— SOURCE DATA —
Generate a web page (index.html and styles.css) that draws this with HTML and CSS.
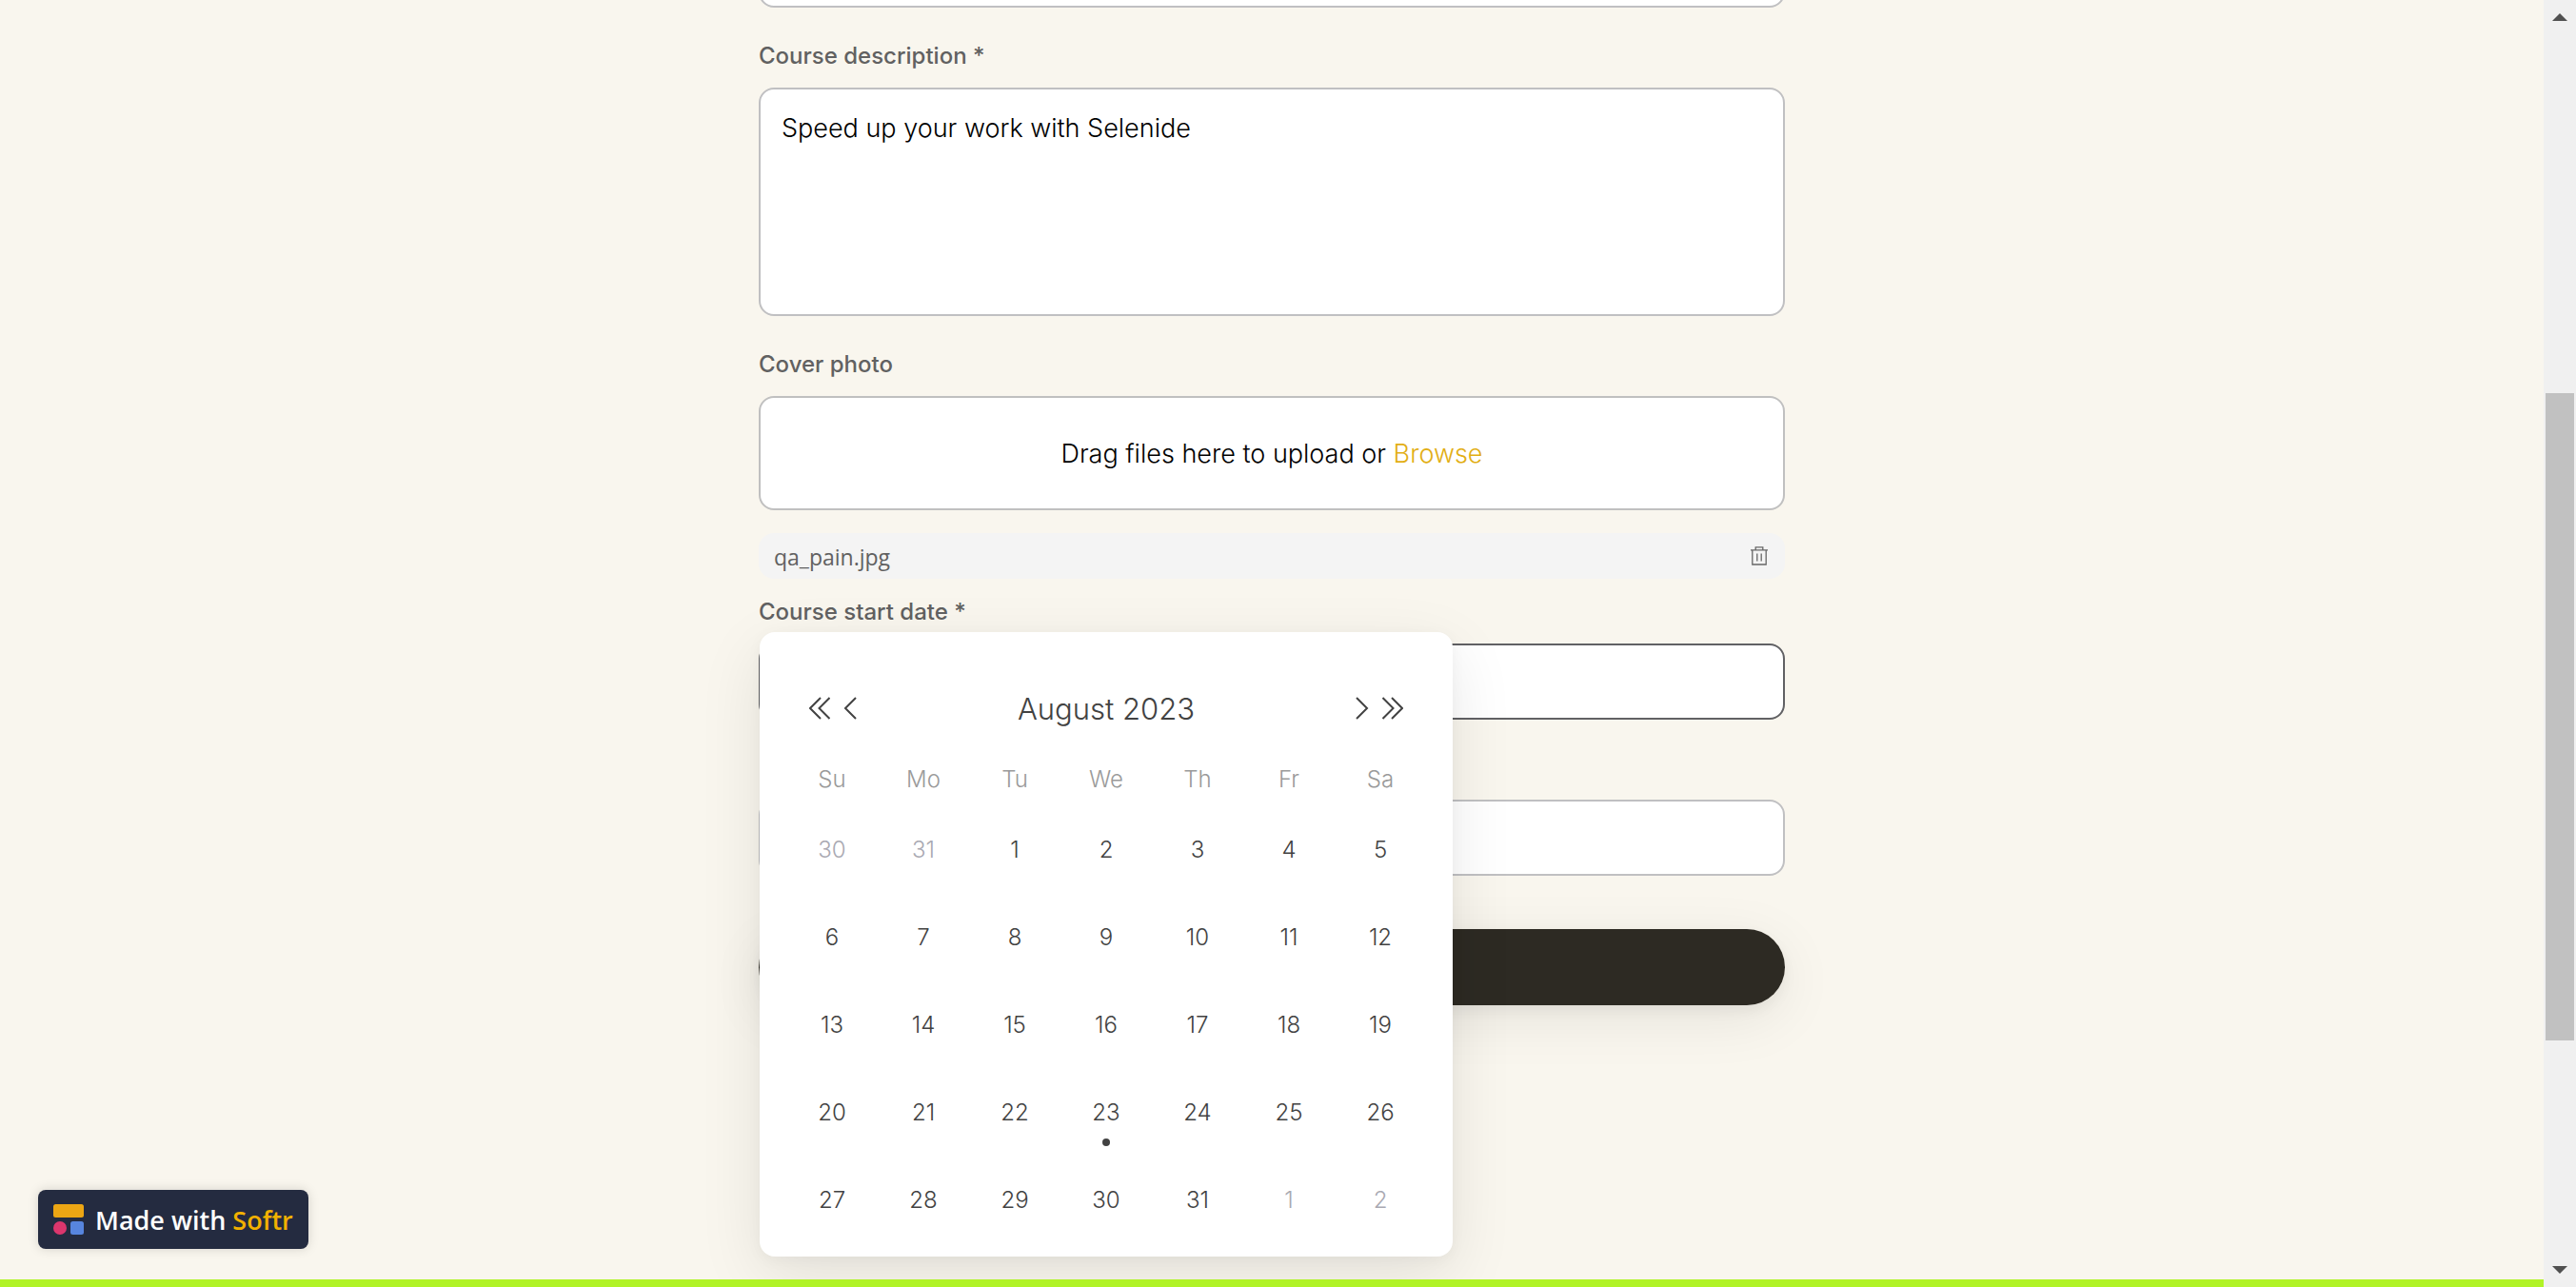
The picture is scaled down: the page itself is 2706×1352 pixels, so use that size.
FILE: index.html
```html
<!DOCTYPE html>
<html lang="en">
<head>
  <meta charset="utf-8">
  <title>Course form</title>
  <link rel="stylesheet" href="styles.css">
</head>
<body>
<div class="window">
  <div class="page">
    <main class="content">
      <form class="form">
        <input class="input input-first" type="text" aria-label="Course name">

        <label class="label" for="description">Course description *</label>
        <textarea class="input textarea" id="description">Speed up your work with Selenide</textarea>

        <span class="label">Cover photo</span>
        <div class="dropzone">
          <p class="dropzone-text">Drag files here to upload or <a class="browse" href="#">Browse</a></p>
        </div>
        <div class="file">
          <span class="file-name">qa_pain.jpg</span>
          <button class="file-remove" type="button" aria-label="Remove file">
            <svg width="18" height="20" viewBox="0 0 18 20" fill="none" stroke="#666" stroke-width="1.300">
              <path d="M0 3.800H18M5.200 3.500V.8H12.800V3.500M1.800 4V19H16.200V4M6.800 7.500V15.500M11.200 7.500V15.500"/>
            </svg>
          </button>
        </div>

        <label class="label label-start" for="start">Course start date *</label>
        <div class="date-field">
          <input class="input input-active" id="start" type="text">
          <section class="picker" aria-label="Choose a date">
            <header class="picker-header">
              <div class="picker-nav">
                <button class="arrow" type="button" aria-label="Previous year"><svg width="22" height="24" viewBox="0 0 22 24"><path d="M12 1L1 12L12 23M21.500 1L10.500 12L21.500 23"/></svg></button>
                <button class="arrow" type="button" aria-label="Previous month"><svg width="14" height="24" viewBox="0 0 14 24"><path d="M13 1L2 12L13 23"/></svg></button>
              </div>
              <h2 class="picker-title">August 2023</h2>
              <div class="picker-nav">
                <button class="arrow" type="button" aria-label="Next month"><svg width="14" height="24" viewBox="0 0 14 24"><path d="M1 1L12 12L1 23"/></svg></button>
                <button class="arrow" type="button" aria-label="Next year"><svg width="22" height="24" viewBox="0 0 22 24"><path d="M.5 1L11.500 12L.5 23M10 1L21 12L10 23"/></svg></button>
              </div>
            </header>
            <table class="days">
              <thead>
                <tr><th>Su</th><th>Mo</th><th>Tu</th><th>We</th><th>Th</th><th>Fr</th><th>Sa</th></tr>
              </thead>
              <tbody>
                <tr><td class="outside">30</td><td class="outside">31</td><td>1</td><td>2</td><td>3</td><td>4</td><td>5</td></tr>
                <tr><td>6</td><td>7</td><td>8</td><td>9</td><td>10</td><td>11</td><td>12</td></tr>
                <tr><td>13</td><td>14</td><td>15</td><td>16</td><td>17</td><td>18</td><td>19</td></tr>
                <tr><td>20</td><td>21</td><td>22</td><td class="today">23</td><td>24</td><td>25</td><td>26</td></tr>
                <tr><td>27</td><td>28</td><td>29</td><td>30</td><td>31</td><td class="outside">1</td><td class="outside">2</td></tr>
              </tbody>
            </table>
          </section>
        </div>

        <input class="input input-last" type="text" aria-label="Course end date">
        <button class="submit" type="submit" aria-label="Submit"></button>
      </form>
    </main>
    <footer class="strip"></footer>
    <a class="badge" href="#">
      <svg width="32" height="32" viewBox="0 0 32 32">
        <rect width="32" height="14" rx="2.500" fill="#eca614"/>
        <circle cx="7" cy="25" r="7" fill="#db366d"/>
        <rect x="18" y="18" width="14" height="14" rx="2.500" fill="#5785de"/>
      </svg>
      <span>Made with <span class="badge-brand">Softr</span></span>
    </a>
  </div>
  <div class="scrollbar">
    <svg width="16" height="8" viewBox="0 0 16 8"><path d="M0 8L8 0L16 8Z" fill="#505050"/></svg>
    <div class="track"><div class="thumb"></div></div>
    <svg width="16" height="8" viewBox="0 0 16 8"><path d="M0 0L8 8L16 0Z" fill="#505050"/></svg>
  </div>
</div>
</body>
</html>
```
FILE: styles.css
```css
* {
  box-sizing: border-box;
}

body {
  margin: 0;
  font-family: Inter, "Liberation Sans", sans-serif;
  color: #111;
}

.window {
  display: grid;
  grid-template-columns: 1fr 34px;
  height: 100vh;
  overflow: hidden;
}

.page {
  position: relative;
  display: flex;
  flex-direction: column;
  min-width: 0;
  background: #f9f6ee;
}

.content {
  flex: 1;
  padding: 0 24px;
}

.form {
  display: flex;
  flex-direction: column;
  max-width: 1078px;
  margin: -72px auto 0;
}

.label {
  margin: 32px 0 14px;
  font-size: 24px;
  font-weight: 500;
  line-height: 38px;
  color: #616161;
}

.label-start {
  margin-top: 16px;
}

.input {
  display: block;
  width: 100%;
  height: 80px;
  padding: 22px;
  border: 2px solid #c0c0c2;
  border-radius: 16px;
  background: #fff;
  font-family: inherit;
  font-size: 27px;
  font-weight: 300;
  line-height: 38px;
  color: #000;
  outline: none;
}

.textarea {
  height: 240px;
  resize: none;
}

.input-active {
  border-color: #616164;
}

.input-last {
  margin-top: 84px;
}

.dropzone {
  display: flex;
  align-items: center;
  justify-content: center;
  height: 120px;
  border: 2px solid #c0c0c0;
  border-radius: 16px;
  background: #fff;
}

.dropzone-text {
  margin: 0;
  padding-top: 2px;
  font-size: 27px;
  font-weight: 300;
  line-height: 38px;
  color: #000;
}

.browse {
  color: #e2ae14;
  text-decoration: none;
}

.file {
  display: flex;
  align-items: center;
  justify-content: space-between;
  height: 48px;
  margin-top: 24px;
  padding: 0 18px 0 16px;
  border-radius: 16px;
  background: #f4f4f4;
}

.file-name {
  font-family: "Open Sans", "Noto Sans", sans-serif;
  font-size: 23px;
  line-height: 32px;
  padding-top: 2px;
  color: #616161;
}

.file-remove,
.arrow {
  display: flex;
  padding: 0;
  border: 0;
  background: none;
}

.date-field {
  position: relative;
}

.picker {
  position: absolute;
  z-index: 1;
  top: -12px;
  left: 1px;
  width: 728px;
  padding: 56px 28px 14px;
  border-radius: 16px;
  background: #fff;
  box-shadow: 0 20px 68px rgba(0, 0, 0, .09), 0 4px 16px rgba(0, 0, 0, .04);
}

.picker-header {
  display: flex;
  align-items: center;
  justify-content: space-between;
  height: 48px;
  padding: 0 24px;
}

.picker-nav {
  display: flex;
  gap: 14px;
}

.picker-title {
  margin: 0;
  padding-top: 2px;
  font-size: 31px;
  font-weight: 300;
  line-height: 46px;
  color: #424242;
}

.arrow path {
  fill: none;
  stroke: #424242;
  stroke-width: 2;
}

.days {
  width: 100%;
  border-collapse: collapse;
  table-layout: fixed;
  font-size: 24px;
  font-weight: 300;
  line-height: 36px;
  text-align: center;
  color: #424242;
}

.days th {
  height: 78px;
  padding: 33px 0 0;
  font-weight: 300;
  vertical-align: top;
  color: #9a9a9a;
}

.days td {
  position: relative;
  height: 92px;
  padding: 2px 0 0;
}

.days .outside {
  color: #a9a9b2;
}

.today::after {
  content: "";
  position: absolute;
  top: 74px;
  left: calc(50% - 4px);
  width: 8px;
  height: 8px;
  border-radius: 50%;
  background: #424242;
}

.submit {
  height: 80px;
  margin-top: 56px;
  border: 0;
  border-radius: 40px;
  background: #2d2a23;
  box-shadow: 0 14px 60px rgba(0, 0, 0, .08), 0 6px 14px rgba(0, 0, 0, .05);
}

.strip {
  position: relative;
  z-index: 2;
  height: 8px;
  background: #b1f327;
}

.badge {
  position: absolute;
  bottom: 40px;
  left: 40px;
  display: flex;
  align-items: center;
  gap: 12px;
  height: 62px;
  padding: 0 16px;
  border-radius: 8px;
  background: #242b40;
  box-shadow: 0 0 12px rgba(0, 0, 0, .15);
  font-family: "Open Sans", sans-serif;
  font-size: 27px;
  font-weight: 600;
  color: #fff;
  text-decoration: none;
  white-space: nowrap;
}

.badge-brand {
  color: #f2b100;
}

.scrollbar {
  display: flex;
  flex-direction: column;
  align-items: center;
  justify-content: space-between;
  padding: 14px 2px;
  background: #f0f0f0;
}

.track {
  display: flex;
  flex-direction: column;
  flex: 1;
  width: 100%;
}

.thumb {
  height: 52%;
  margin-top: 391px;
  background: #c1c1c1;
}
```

— WHAT IS BEING ASKED —
Scan the listing above. Collect all lines with the word "styles".

— EXERCISE OUTPUT —
Generate a web page (index.html and styles.css) that draws this with HTML and CSS.
  <link rel="stylesheet" href="styles.css">
FILE: styles.css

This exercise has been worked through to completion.